> [PROBLEM DESCRIPTION]: Copy down all of the data underneath, exactly as shown.

> [GIVEN MATERIAL]:
#####
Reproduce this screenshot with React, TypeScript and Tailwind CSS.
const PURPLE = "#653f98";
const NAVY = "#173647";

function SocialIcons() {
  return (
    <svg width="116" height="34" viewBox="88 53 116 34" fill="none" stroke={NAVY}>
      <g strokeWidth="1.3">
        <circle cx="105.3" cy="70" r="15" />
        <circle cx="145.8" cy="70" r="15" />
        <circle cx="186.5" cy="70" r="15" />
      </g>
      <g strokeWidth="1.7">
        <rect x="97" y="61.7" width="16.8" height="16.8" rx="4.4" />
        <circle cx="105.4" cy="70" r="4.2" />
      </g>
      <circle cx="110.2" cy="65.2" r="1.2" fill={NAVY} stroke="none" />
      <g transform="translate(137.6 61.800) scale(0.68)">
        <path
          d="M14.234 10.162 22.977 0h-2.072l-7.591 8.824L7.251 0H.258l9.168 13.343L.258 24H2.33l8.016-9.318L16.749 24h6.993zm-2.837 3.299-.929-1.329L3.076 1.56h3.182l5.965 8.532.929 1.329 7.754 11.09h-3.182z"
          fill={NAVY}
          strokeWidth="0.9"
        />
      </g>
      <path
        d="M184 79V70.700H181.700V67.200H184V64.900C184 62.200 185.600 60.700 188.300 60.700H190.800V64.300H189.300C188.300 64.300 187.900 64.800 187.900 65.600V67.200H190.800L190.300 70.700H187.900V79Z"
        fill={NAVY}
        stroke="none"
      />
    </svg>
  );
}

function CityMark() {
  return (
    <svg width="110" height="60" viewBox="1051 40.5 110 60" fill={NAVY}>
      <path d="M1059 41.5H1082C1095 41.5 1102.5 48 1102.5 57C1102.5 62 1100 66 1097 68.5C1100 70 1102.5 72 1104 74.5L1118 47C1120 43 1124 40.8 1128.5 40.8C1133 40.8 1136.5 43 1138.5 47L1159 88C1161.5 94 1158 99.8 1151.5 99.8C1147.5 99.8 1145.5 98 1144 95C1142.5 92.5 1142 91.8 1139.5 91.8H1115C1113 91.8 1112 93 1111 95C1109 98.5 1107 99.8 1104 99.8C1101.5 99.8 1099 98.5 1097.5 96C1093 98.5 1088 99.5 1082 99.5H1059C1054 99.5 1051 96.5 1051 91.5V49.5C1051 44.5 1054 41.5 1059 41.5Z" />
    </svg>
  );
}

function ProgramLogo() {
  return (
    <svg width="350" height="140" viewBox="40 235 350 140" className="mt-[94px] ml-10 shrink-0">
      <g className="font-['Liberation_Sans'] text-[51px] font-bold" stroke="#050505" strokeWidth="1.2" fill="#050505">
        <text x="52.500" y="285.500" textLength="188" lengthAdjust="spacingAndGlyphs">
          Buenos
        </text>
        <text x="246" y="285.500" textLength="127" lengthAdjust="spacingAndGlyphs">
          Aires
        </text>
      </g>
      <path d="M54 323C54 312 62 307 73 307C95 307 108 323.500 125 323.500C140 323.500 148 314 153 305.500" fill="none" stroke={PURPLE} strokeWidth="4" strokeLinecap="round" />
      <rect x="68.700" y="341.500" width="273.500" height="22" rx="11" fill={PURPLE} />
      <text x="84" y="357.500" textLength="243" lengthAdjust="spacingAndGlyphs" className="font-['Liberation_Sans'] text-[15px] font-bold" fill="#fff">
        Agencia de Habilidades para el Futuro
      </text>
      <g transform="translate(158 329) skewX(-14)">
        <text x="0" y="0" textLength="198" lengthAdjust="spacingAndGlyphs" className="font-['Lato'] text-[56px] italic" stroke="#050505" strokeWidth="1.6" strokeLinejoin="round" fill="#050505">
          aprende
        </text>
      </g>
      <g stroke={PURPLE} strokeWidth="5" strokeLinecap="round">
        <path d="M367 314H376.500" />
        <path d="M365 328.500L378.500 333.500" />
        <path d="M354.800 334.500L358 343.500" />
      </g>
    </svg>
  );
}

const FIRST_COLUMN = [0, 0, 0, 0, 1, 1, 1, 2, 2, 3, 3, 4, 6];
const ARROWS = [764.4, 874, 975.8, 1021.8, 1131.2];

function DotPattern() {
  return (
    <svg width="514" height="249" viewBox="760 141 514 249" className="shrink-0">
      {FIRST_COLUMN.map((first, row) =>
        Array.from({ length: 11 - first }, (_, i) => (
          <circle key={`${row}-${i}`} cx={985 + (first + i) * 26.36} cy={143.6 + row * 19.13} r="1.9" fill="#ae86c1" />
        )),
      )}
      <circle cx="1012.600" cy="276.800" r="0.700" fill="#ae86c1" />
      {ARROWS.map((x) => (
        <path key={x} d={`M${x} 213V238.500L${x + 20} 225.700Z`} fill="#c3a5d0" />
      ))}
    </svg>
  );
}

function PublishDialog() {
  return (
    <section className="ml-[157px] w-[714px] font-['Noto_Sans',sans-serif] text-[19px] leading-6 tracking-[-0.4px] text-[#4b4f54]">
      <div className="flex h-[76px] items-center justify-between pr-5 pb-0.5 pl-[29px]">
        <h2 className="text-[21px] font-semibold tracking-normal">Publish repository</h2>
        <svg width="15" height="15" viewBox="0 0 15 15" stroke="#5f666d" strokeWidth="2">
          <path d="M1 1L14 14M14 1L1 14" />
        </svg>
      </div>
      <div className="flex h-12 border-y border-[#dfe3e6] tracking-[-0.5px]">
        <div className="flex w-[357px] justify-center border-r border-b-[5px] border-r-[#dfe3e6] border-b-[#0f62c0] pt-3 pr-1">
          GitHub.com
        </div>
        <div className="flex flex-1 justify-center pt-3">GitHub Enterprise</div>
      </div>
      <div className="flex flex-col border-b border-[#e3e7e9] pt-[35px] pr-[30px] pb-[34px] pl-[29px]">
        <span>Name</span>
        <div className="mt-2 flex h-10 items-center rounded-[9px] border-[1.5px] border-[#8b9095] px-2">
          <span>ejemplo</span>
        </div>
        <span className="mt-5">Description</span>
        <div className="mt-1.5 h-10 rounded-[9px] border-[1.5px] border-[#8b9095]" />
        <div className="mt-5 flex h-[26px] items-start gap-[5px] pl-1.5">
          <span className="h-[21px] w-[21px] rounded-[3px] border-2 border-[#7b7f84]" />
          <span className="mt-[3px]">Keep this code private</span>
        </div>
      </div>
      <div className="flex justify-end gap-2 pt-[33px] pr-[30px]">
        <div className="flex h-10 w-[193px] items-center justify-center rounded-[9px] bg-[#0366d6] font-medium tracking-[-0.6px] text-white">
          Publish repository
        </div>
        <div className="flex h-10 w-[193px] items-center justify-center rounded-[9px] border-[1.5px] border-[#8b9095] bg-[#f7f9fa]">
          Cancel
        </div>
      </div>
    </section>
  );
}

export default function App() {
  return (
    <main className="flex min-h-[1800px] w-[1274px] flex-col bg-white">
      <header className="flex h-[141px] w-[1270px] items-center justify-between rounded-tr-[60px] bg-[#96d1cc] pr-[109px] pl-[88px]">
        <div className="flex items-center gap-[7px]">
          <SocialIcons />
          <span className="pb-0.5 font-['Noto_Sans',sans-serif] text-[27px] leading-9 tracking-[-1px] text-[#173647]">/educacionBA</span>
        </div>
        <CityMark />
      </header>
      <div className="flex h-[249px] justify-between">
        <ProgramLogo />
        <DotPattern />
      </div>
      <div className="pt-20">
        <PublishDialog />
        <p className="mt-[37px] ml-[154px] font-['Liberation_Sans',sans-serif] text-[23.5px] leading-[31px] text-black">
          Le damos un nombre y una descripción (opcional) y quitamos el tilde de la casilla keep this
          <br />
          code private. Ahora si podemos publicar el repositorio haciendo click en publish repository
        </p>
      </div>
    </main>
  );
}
#####
> [COMPLETED EXERCISE]:
Reproduce this screenshot with React, TypeScript and Tailwind CSS.
const PURPLE = "#653f98";
const NAVY = "#173647";

function SocialIcons() {
  return (
    <svg width="116" height="34" viewBox="88 53 116 34" fill="none" stroke={NAVY}>
      <g strokeWidth="1.3">
        <circle cx="105.3" cy="70" r="15" />
        <circle cx="145.8" cy="70" r="15" />
        <circle cx="186.5" cy="70" r="15" />
      </g>
      <g strokeWidth="1.7">
        <rect x="97" y="61.7" width="16.8" height="16.8" rx="4.4" />
        <circle cx="105.4" cy="70" r="4.2" />
      </g>
      <circle cx="110.2" cy="65.2" r="1.2" fill={NAVY} stroke="none" />
      <g transform="translate(137.6 61.800) scale(0.68)">
        <path
          d="M14.234 10.162 22.977 0h-2.072l-7.591 8.824L7.251 0H.258l9.168 13.343L.258 24H2.33l8.016-9.318L16.749 24h6.993zm-2.837 3.299-.929-1.329L3.076 1.56h3.182l5.965 8.532.929 1.329 7.754 11.09h-3.182z"
          fill={NAVY}
          strokeWidth="0.9"
        />
      </g>
      <path
        d="M184 79V70.700H181.700V67.200H184V64.900C184 62.200 185.600 60.700 188.300 60.700H190.800V64.300H189.300C188.300 64.300 187.900 64.800 187.900 65.600V67.200H190.800L190.300 70.700H187.900V79Z"
        fill={NAVY}
        stroke="none"
      />
    </svg>
  );
}

function CityMark() {
  return (
    <svg width="110" height="60" viewBox="1051 40.5 110 60" fill={NAVY}>
      <path d="M1059 41.5H1082C1095 41.5 1102.5 48 1102.5 57C1102.5 62 1100 66 1097 68.5C1100 70 1102.5 72 1104 74.5L1118 47C1120 43 1124 40.8 1128.5 40.8C1133 40.8 1136.5 43 1138.5 47L1159 88C1161.5 94 1158 99.8 1151.5 99.8C1147.5 99.8 1145.5 98 1144 95C1142.5 92.5 1142 91.8 1139.5 91.8H1115C1113 91.8 1112 93 1111 95C1109 98.5 1107 99.8 1104 99.8C1101.5 99.8 1099 98.5 1097.5 96C1093 98.5 1088 99.5 1082 99.5H1059C1054 99.5 1051 96.5 1051 91.5V49.5C1051 44.5 1054 41.5 1059 41.5Z" />
    </svg>
  );
}

function ProgramLogo() {
  return (
    <svg width="350" height="140" viewBox="40 235 350 140" className="mt-[94px] ml-10 shrink-0">
      <g className="font-['Liberation_Sans'] text-[51px] font-bold" stroke="#050505" strokeWidth="1.2" fill="#050505">
        <text x="52.500" y="285.500" textLength="188" lengthAdjust="spacingAndGlyphs">
          Buenos
        </text>
        <text x="246" y="285.500" textLength="127" lengthAdjust="spacingAndGlyphs">
          Aires
        </text>
      </g>
      <path d="M54 323C54 312 62 307 73 307C95 307 108 323.500 125 323.500C140 323.500 148 314 153 305.500" fill="none" stroke={PURPLE} strokeWidth="4" strokeLinecap="round" />
      <rect x="68.700" y="341.500" width="273.500" height="22" rx="11" fill={PURPLE} />
      <text x="84" y="357.500" textLength="243" lengthAdjust="spacingAndGlyphs" className="font-['Liberation_Sans'] text-[15px] font-bold" fill="#fff">
        Agencia de Habilidades para el Futuro
      </text>
      <g transform="translate(158 329) skewX(-14)">
        <text x="0" y="0" textLength="198" lengthAdjust="spacingAndGlyphs" className="font-['Lato'] text-[56px] italic" stroke="#050505" strokeWidth="1.6" strokeLinejoin="round" fill="#050505">
          aprende
        </text>
      </g>
      <g stroke={PURPLE} strokeWidth="5" strokeLinecap="round">
        <path d="M367 314H376.500" />
        <path d="M365 328.500L378.500 333.500" />
        <path d="M354.800 334.500L358 343.500" />
      </g>
    </svg>
  );
}

const FIRST_COLUMN = [0, 0, 0, 0, 1, 1, 1, 2, 2, 3, 3, 4, 6];
const ARROWS = [764.4, 874, 975.8, 1021.8, 1131.2];

function DotPattern() {
  return (
    <svg width="514" height="249" viewBox="760 141 514 249" className="shrink-0">
      {FIRST_COLUMN.map((first, row) =>
        Array.from({ length: 11 - first }, (_, i) => (
          <circle key={`${row}-${i}`} cx={985 + (first + i) * 26.36} cy={143.6 + row * 19.13} r="1.9" fill="#ae86c1" />
        )),
      )}
      <circle cx="1012.600" cy="276.800" r="0.700" fill="#ae86c1" />
      {ARROWS.map((x) => (
        <path key={x} d={`M${x} 213V238.500L${x + 20} 225.700Z`} fill="#c3a5d0" />
      ))}
    </svg>
  );
}

function PublishDialog() {
  return (
    <section className="ml-[157px] w-[714px] font-['Noto_Sans',sans-serif] text-[19px] leading-6 tracking-[-0.4px] text-[#4b4f54]">
      <div className="flex h-[76px] items-center justify-between pr-5 pb-0.5 pl-[29px]">
        <h2 className="text-[21px] font-semibold tracking-normal">Publish repository</h2>
        <svg width="15" height="15" viewBox="0 0 15 15" stroke="#5f666d" strokeWidth="2">
          <path d="M1 1L14 14M14 1L1 14" />
        </svg>
      </div>
      <div className="flex h-12 border-y border-[#dfe3e6] tracking-[-0.5px]">
        <div className="flex w-[357px] justify-center border-r border-b-[5px] border-r-[#dfe3e6] border-b-[#0f62c0] pt-3 pr-1">
          GitHub.com
        </div>
        <div className="flex flex-1 justify-center pt-3">GitHub Enterprise</div>
      </div>
      <div className="flex flex-col border-b border-[#e3e7e9] pt-[35px] pr-[30px] pb-[34px] pl-[29px]">
        <span>Name</span>
        <div className="mt-2 flex h-10 items-center rounded-[9px] border-[1.5px] border-[#8b9095] px-2">
          <span>ejemplo</span>
        </div>
        <span className="mt-5">Description</span>
        <div className="mt-1.5 h-10 rounded-[9px] border-[1.5px] border-[#8b9095]" />
        <div className="mt-5 flex h-[26px] items-start gap-[5px] pl-1.5">
          <span className="h-[21px] w-[21px] rounded-[3px] border-2 border-[#7b7f84]" />
          <span className="mt-[3px]">Keep this code private</span>
        </div>
      </div>
      <div className="flex justify-end gap-2 pt-[33px] pr-[30px]">
        <div className="flex h-10 w-[193px] items-center justify-center rounded-[9px] bg-[#0366d6] font-medium tracking-[-0.6px] text-white">
          Publish repository
        </div>
        <div className="flex h-10 w-[193px] items-center justify-center rounded-[9px] border-[1.5px] border-[#8b9095] bg-[#f7f9fa]">
          Cancel
        </div>
      </div>
    </section>
  );
}

export default function App() {
  return (
    <main className="flex min-h-[1800px] w-[1274px] flex-col bg-white">
      <header className="flex h-[141px] w-[1270px] items-center justify-between rounded-tr-[60px] bg-[#96d1cc] pr-[109px] pl-[88px]">
        <div className="flex items-center gap-[7px]">
          <SocialIcons />
          <span className="pb-0.5 font-['Noto_Sans',sans-serif] text-[27px] leading-9 tracking-[-1px] text-[#173647]">/educacionBA</span>
        </div>
        <CityMark />
      </header>
      <div className="flex h-[249px] justify-between">
        <ProgramLogo />
        <DotPattern />
      </div>
      <div className="pt-20">
        <PublishDialog />
        <p className="mt-[37px] ml-[154px] font-['Liberation_Sans',sans-serif] text-[23.5px] leading-[31px] text-black">
          Le damos un nombre y una descripción (opcional) y quitamos el tilde de la casilla keep this
          <br />
          code private. Ahora si podemos publicar el repositorio haciendo click en publish repository
        </p>
      </div>
    </main>
  );
}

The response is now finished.